Collect all lines below with the string "index".

Dataset rows:
※ ※ ※

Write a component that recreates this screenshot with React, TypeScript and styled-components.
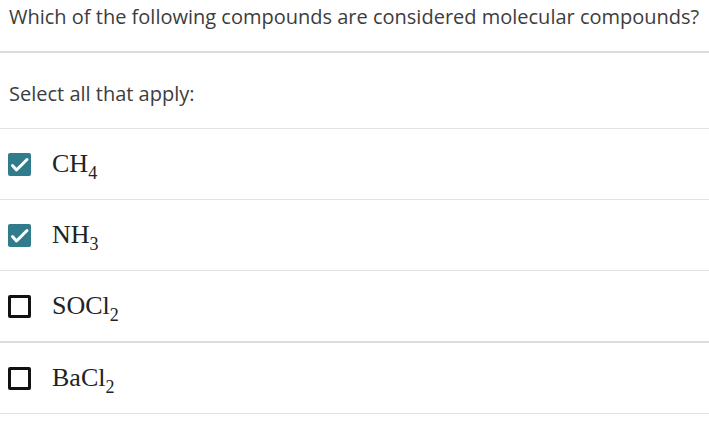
import React, { useState } from "react";
import styled, { createGlobalStyle } from "styled-components";

const GlobalStyle = createGlobalStyle`
  body {
    margin: 0;
    background: #fff;
    font-family: "Open Sans", "Liberation Sans", sans-serif;
    color: #3d3d3d;
  }
`;

type Choice = {
  id: string;
  main: string;
  sub: string;
  checked: boolean;
  thick?: boolean;
};

const initialChoices: Choice[] = [
  { id: "ch4", main: "CH", sub: "4", checked: true },
  { id: "nh3", main: "NH", sub: "3", checked: true },
  { id: "socl2", main: "SOCl", sub: "2", checked: false, thick: true },
  { id: "bacl2", main: "BaCl", sub: "2", checked: false },
];

const Page = styled.div`
  width: 709px;
`;

const Question = styled.div`
  height: 53px;
  box-sizing: border-box;
  padding: 0 9px;
  border-bottom: 2px solid #dcdcdc;
  font-size: 20px;
  line-height: 34px;
  white-space: nowrap;
`;

const Prompt = styled.div`
  height: 76px;
  box-sizing: border-box;
  padding: 24px 9px 0;
  border-bottom: 1px solid #e2e2e2;
  font-size: 20px;
  line-height: 34px;
`;

const List = styled.ul`
  list-style: none;
  margin: 0;
  padding: 0;
`;

const Row = styled.li<{ $thick?: boolean }>`
  height: 70px;
  display: flex;
  align-items: center;
  gap: 21px;
  padding-left: 8px;
  border-bottom: ${(p) => (p.$thick ? "2px solid #dcdcdc" : "1px solid #e2e2e2")};
  cursor: pointer;
`;

const Box = styled.span<{ $checked: boolean }>`
  width: 23px;
  height: 23px;
  box-sizing: border-box;
  border-radius: 2px;
  display: flex;
  align-items: center;
  justify-content: center;
  background: ${(p) => (p.$checked ? "#317c8c" : "#fff")};
  border: ${(p) => (p.$checked ? "none" : "3px solid #111")};
`;

const Formula = styled.span`
  display: block;
  font-family: "Liberation Serif", "DejaVu Serif", serif;
  font-size: 26px;
  line-height: 26px;
  color: #222;
  sub {
    font-size: 18px;
    line-height: 0;
    vertical-align: -7px;
  }
`;

const Check = () => (
  <svg width="23" height="23" viewBox="0 0 23 23">
    <path
      d="M4.5 12.5 L8.5 17 L19 6.5"
      fill="none"
      stroke="#fff"
      strokeWidth="3"
      strokeLinecap="round"
      strokeLinejoin="round"
    />
  </svg>
);

export default function App() {
  const [choices, setChoices] = useState(initialChoices);

  const toggle = (id: string) =>
    setChoices((list) =>
      list.map((c) => (c.id === id ? { ...c, checked: !c.checked } : c))
    );

  return (
    <Page>
      <GlobalStyle />
      <Question>
        Which of the following compounds are considered molecular compounds?
      </Question>
      <Prompt>Select all that apply:</Prompt>
      <List>
        {choices.map((c) => (
          <Row key={c.id} $thick={c.thick} onClick={() => toggle(c.id)}>
            <Box $checked={c.checked}>{c.checked && <Check />}</Box>
            <Formula>
              {c.main}
              <sub>{c.sub}</sub>
            </Formula>
          </Row>
        ))}
      </List>
    </Page>
  );
}
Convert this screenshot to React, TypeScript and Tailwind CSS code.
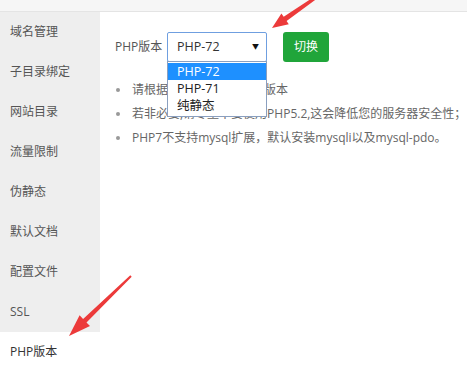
import React from "react";

const FONT = '"Open Sans","Noto Sans CJK SC",sans-serif';

function arrowPoints(tx: number, ty: number, hx: number, hy: number, headLen: number, headW: number, tailW: number, neckW: number) {
  const dx = hx - tx;
  const dy = hy - ty;
  const L = Math.hypot(dx, dy);
  const ux = dx / L;
  const uy = dy / L;
  const px = -uy;
  const py = ux;
  const nx = hx - ux * headLen;
  const ny = hy - uy * headLen;
  const pts = [
    [tx + px * tailW / 2, ty + py * tailW / 2],
    [nx + px * neckW / 2, ny + py * neckW / 2],
    [nx + px * headW / 2, ny + py * headW / 2],
    [hx, hy],
    [nx - px * headW / 2, ny - py * headW / 2],
    [nx - px * neckW / 2, ny - py * neckW / 2],
    [tx - px * tailW / 2, ty - py * tailW / 2],
  ];
  return pts.map((p) => p.map((v) => v.toFixed(1)).join(",")).join(" ");
}

const menu = ["域名管理", "子目录绑定", "网站目录", "流量限制", "伪静态", "默认文档", "配置文件", "SSL"];

export default function App() {
  return (
    <div
      className="relative w-[467px] h-[372px] overflow-hidden bg-white text-[12px]"
      style={{ fontFamily: FONT }}
    >
      <div className="h-[12px] bg-[#f6f6f6] border-b border-[#e4e4e4]" />
      <div className="flex h-[360px]">
        <div className="w-[100px] flex flex-col">
          <div className="bg-[#eeeeee] flex flex-col">
            {menu.map((m) => (
              <div key={m} className="h-[40px] flex items-center pl-[10px] text-[#555] text-[12px]">
                {m}
              </div>
            ))}
          </div>
          <div className="h-[40px] flex items-center pl-[10px] text-[#333] text-[12px] bg-white">PHP版本</div>
        </div>
        <div className="flex-1 pl-[15px] pt-[20px]">
          <div className="flex items-center h-[30px]">
            <span className="text-[#555] w-[52px]">PHP版本</span>
            <div className="relative">
              <div className="w-[100px] h-[30px] border border-[#6f9fe0] rounded-[2px] flex items-center pl-[9px] pr-[7px] text-[#333] text-[12.5px]">
                <span className="flex-1">PHP-72</span>
                <span className="text-[7px] text-[#111]">▼</span>
              </div>
              <div className="absolute left-0 top-[29px] w-[100px] border border-[#8a9fbf] bg-white text-[12.5px] z-10 py-[1px]">
                <div className="h-[17px] leading-[17px] px-[9px] bg-[#1e90ff] text-white">PHP-72</div>
                <div className="h-[17px] leading-[17px] px-[9px] text-[#222]">PHP-71</div>
                <div className="h-[18px] leading-[18px] px-[9px] text-[#222]">纯静态</div>
              </div>
            </div>
            <div className="ml-[16px] w-[46px] h-[30px] rounded-[3px] bg-[#20a53a] text-white flex items-center justify-center text-[12px]">
              切换
            </div>
          </div>
          <div className="mt-[16px] flex flex-col text-[#666] text-[12px]">
            {[
              "请根据您的程序需求选择版本",
              "若非必要,请尽量不要使用PHP5.2,这会降低您的服务器安全性；",
              "PHP7不支持mysql扩展，默认安装mysqli以及mysql-pdo。",
            ].map((t) => (
              <div key={t} className="h-[24px] flex items-center whitespace-nowrap">
                <span className="w-[4px] h-[4px] rounded-full bg-[#999] ml-[1px] mr-[12px]" />
                <span>{t}</span>
              </div>
            ))}
          </div>
        </div>
      </div>
      <svg className="absolute left-0 top-0 pointer-events-none" width="467" height="372">
        <polygon points={arrowPoints(318, -4, 272, 28, 16, 13, 3, 5)} fill="#ec3a3a" />
        <polygon points={arrowPoints(131, 276, 69, 336, 22, 15, 2, 5)} fill="#ec3a3a" />
      </svg>
    </div>
  );
}
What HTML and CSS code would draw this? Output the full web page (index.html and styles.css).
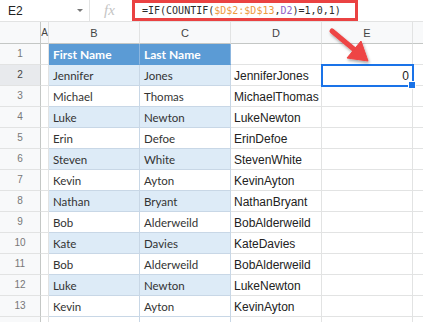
FILE: index.html
```html
<!DOCTYPE html>
<html>
<head>
<meta charset="utf-8">
<link rel="stylesheet" href="styles.css">
</head>
<body>
<div class="page">
  <div class="toolbar">
    <div class="namebox"><span class="ref">E2</span><span class="caret"></span></div>
    <div class="fx">fx</div>
    <div class="formula"><span class="f-dark">=IF(COUNTIF(</span><span class="f-orange">$D$2:$D$13</span><span class="f-dark">,</span><span class="f-purple">D2</span><span class="f-dark">)=1,0,1)</span></div>
  </div>
  <div class="sheet">
    <div class="c corner"></div><div class="c colhead colA">A</div><div class="c colhead">B</div><div class="c colhead">C</div><div class="c colhead">D</div><div class="c colhead">E</div><div class="c colhead last"></div>

    <div class="c rh">1</div><div class="c a"></div><div class="c t th">First Name</div><div class="c t th">Last Name</div><div class="c d"></div><div class="c e"></div><div class="c f"></div>
    <div class="c rh sel">2</div><div class="c a"></div><div class="c t band">Jennifer</div><div class="c t band">Jones</div><div class="c d">JenniferJones</div><div class="c e active">0<span class="handle"></span></div><div class="c f"></div>
    <div class="c rh">3</div><div class="c a"></div><div class="c t">Michael</div><div class="c t">Thomas</div><div class="c d">MichaelThomas</div><div class="c e"></div><div class="c f"></div>
    <div class="c rh">4</div><div class="c a"></div><div class="c t band">Luke</div><div class="c t band">Newton</div><div class="c d">LukeNewton</div><div class="c e"></div><div class="c f"></div>
    <div class="c rh">5</div><div class="c a"></div><div class="c t">Erin</div><div class="c t">Defoe</div><div class="c d">ErinDefoe</div><div class="c e"></div><div class="c f"></div>
    <div class="c rh">6</div><div class="c a"></div><div class="c t band">Steven</div><div class="c t band">White</div><div class="c d">StevenWhite</div><div class="c e"></div><div class="c f"></div>
    <div class="c rh">7</div><div class="c a"></div><div class="c t">Kevin</div><div class="c t">Ayton</div><div class="c d">KevinAyton</div><div class="c e"></div><div class="c f"></div>
    <div class="c rh">8</div><div class="c a"></div><div class="c t band">Nathan</div><div class="c t band">Bryant</div><div class="c d">NathanBryant</div><div class="c e"></div><div class="c f"></div>
    <div class="c rh">9</div><div class="c a"></div><div class="c t">Bob</div><div class="c t">Alderweild</div><div class="c d">BobAlderweild</div><div class="c e"></div><div class="c f"></div>
    <div class="c rh">10</div><div class="c a"></div><div class="c t band">Kate</div><div class="c t band">Davies</div><div class="c d">KateDavies</div><div class="c e"></div><div class="c f"></div>
    <div class="c rh">11</div><div class="c a"></div><div class="c t">Bob</div><div class="c t">Alderweild</div><div class="c d">BobAlderweild</div><div class="c e"></div><div class="c f"></div>
    <div class="c rh">12</div><div class="c a"></div><div class="c t band">Luke</div><div class="c t band">Newton</div><div class="c d">LukeNewton</div><div class="c e"></div><div class="c f"></div>
    <div class="c rh">13</div><div class="c a"></div><div class="c t">Kevin</div><div class="c t">Ayton</div><div class="c d">KevinAyton</div><div class="c e"></div><div class="c f"></div>
    <div class="c rh"></div><div class="c a"></div><div class="c t"></div><div class="c t"></div><div class="c d"></div><div class="c e"></div><div class="c f"></div>
  </div>
  <svg class="arrow" width="423" height="322" viewBox="0 0 423 322">
    <defs>
      <filter id="sh" x="-20%" y="-20%" width="140%" height="140%">
        <feDropShadow dx="1" dy="2" stdDeviation="1.5" flood-color="#000" flood-opacity="0.35"/>
      </filter>
    </defs>
    <g filter="url(#sh)" fill="#ee4444" stroke="#ee4444">
      <line x1="332" y1="31" x2="356" y2="51" stroke-width="5" stroke-linecap="round"/>
      <polygon points="368,61 347,58 361,41" stroke-width="1" stroke-linejoin="round"/>
    </g>
  </svg>
</div>
</body>
</html>
```

FILE: styles.css
```css
html, body {
  margin: 0;
  padding: 0;
  background: #fff;
}

.page {
  position: relative;
  width: 423px;
  height: 322px;
  overflow: hidden;
  font-family: "Liberation Sans", Arial, sans-serif;
}

.toolbar {
  height: 21px;
  border-bottom: 1px solid #e2e3e3;
  display: flex;
  align-items: flex-start;
}

.namebox {
  width: 90px;
  height: 21px;
  box-sizing: border-box;
  border-right: 1px solid #e2e3e3;
  display: flex;
  align-items: center;
  padding-left: 8px;
  padding-right: 6px;
}

.ref {
  font-size: 12px;
  color: #222;
  flex: 1;
}

.caret {
  width: 0;
  height: 0;
  border-left: 3px solid transparent;
  border-right: 3px solid transparent;
  border-top: 3px solid #777;
}

.fx {
  width: 42px;
  padding-left: 14px;
  box-sizing: border-box;
  font-family: "Liberation Serif", "Times New Roman", serif;
  font-style: italic;
  font-size: 15px;
  color: #c4c4c4;
  line-height: 21px;
}

.formula {
  height: 21px;
  width: 226px;
  margin-top: 0;
  box-sizing: border-box;
  border: 3px solid #ea4242;
  display: flex;
  align-items: center;
  padding-left: 7px;
  font-family: "DejaVu Sans Mono", "Liberation Mono", monospace;
  font-size: 10px;
  white-space: nowrap;
  position: relative;
  z-index: 3;
}

.f-dark { color: #2b2b2b; }
.f-orange { color: #ee9a3f; }
.f-purple { color: #9462c8; }

.sheet {
  display: grid;
  grid-template-columns: 41px 8px 91px 91px 91px 91px 1fr;
  grid-template-rows: 22px repeat(14, 21px);
}

.c {
  box-sizing: border-box;
  border-right: 1px solid #e2e3e3;
  border-bottom: 1px solid #e2e3e3;
  display: flex;
  align-items: flex-end;
  padding: 0 3px 2px;
  line-height: 14px;
  white-space: nowrap;
  overflow: visible;
  position: relative;
}

.corner {
  background: #f8f9fa;
  border-right: 1px solid #c4c7c5;
  border-bottom: 1px solid #c4c7c5;
}

.colhead {
  background: #f8f9fa;
  border-bottom: 1px solid #c4c7c5;
  justify-content: center;
  align-items: center;
  padding: 0;
  font-size: 11px;
  color: #444;
}

.colA {
  font-size: 10px;
}

.colhead.last {
  border-right: none;
}

.rh {
  background: #f8f9fa;
  border-right: 1px solid #c4c7c5;
  justify-content: center;
  align-items: center;
  padding: 0;
  font-size: 10px;
  color: #777;
}

.rh.sel {
  background: #e8eaed;
  color: #444;
}

.a {
  padding: 0;
}

.t {
  font-family: Lato, "Open Sans", sans-serif;
  font-size: 11.5px;
  color: #333;
  border-color: #c8d7e6;
  padding-left: 4px;
}

.th {
  background: #5b9bd5;
  color: #fff;
  font-weight: 700;
  font-size: 12px;
  border-right-color: #8cb6df;
  border-bottom-color: #5b9bd5;
}

.band {
  background: #ddebf7;
}

.d {
  font-size: 12px;
  color: #222;
}

.e {
  justify-content: flex-end;
  font-size: 12px;
  color: #222;
}

.f {
  border-right: none;
}

.active {
  outline: 2px solid #1a73e8;
  outline-offset: -1px;
  padding-right: 3px;
  z-index: 2;
}

.handle {
  position: absolute;
  right: -4px;
  bottom: -4px;
  width: 6px;
  height: 6px;
  background: #1a73e8;
  border: 1px solid #fff;
}

.arrow {
  position: absolute;
  left: 0;
  top: 0;
  pointer-events: none;
  z-index: 5;
}
```
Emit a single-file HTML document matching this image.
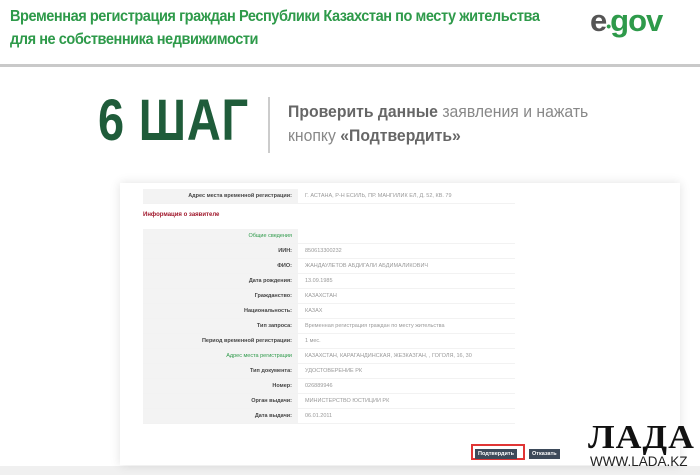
<!DOCTYPE html>
<html><head><meta charset="utf-8"><style>
body{margin:0;width:700px;height:475px;overflow:hidden;background:#fff;font-family:"Liberation Sans",sans-serif;position:relative}
.t{position:absolute;left:10px;top:5px;color:#2e9a4a;font-weight:bold;font-size:16px;line-height:23px;letter-spacing:-0.5px;transform:scaleX(0.91);transform-origin:left;white-space:nowrap}
.logo{position:absolute;left:590px;top:3px;font-size:31px;font-weight:bold;color:#555;letter-spacing:-1px}
.logo b{color:#2e9a4a}
.line{position:absolute;left:0;top:64px;width:700px;height:3px;background:#c9c9c9}
.bot{position:absolute;left:0;top:466px;width:700px;height:9px;background:#f0f0f0}
.step{position:absolute;left:98px;top:88px;font-size:58px;font-weight:bold;color:#1f5c3a;transform:scaleX(0.81);transform-origin:left;line-height:66px;letter-spacing:1px}
.vr{position:absolute;left:268px;top:97px;width:2px;height:56px;background:#ccc}
.st{position:absolute;left:288px;top:100px;font-size:16.5px;color:#888;line-height:24px;transform:scaleX(0.955);transform-origin:left;white-space:nowrap}
.st b{color:#666}
.card{position:absolute;left:120px;top:183px;width:560px;height:282px;background:#fff;box-shadow:0 0 10px rgba(0,0,0,.12)}
.row{position:absolute;left:23px;height:14px;width:372px;font-size:5.5px;line-height:14px;color:#333;border-bottom:1px solid #f2f2f2}
.row .l{position:absolute;left:0;width:155px;height:14px;background:#f3f3f3;text-align:right;font-weight:bold;color:#444}
.row .l span{padding-right:6px}
.row .v{position:absolute;left:162px;color:#999}
.info{position:absolute;left:23px;top:29px;font-size:6px;color:#a0172b;font-weight:bold}
.btn{position:absolute;top:266px;height:10px;background:#3d4a5a;color:#fff;font-size:5.5px;line-height:10px;padding:0 3px;font-weight:bold}
.red{position:absolute;left:351px;top:261px;width:54px;height:16px;border:2px solid #e03535;box-sizing:border-box}
.lada{position:absolute;left:588px;top:420px;font-family:"Liberation Serif",serif;font-weight:bold;font-size:34px;letter-spacing:1px;color:#111;line-height:36px;transform:scaleX(1.05);transform-origin:left}
.www{position:absolute;left:590px;top:454px;font-size:13.5px;color:#222}
</style></head><body>
<div class="bot"></div>
<div class="t">Временная регистрация граждан Республики Казахстан по месту жительства<br>для не собственника недвижимости</div>
<div class="logo">e<b style="font-size:14px">•</b><b>gov</b></div>
<div class="line"></div>
<div class="step">6 ШАГ</div>
<div class="vr"></div>
<div class="st"><b>Проверить данные</b> заявления и нажать<br>кнопку <b>«Подтвердить»</b></div>
<div class="card">
<div class="row" style="top:6px"><div class="l"><span>Адрес места временной регистрации:</span></div><div class="v">Г. АСТАНА, Р-Н ЕСИЛЬ, ПР. МАНГИЛИК ЕЛ, Д. 52, КВ. 79</div></div>
<div class="info">Информация о заявителе</div>
<div class="row" style="top:46px"><div class="l"><span style="color:#2e9a4a;font-weight:normal">Общие сведения</span></div></div>
<div class="row" style="top:61px"><div class="l"><span>ИИН:</span></div><div class="v">850613300232</div></div>
<div class="row" style="top:76px"><div class="l"><span>ФИО:</span></div><div class="v">ЖАНДАУЛЕТОВ АБДИГАЛИ АБДИМАЛИКОВИЧ</div></div>
<div class="row" style="top:91px"><div class="l"><span>Дата рождения:</span></div><div class="v">13.09.1985</div></div>
<div class="row" style="top:106px"><div class="l"><span>Гражданство:</span></div><div class="v">КАЗАХСТАН</div></div>
<div class="row" style="top:121px"><div class="l"><span>Национальность:</span></div><div class="v">КАЗАХ</div></div>
<div class="row" style="top:136px"><div class="l"><span>Тип запроса:</span></div><div class="v">Временная регистрация граждан по месту жительства</div></div>
<div class="row" style="top:151px"><div class="l"><span>Период временной регистрации:</span></div><div class="v">1 мес.</div></div>
<div class="row" style="top:166px"><div class="l"><span style="color:#2e9a4a;font-weight:normal">Адрес места регистрации</span></div><div class="v">КАЗАХСТАН, КАРАГАНДИНСКАЯ, ЖЕЗКАЗГАН, , ГОГОЛЯ, 16, 30</div></div>
<div class="row" style="top:181px"><div class="l"><span>Тип документа:</span></div><div class="v">УДОСТОВЕРЕНИЕ РК</div></div>
<div class="row" style="top:196px"><div class="l"><span>Номер:</span></div><div class="v">026889946</div></div>
<div class="row" style="top:211px"><div class="l"><span>Орган выдачи:</span></div><div class="v">МИНИСТЕРСТВО ЮСТИЦИИ РК</div></div>
<div class="row" style="top:226px"><div class="l"><span>Дата выдачи:</span></div><div class="v">06.01.2011</div></div>
<div class="red"></div>
<div class="btn" style="left:355px">Подтвердить</div>
<div class="btn" style="left:409px">Отказать</div>
</div>
<div class="lada">ЛАДА</div>
<div class="www">WWW.LADA.KZ</div>
</body></html>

※ ※ ※

Answer to this exercise:
What HTML and CSS code would draw this? Output the full web page (index.html and styles.css).
FILE: index.html
  z-index: 3;
  z-index: 2;
  z-index: 5;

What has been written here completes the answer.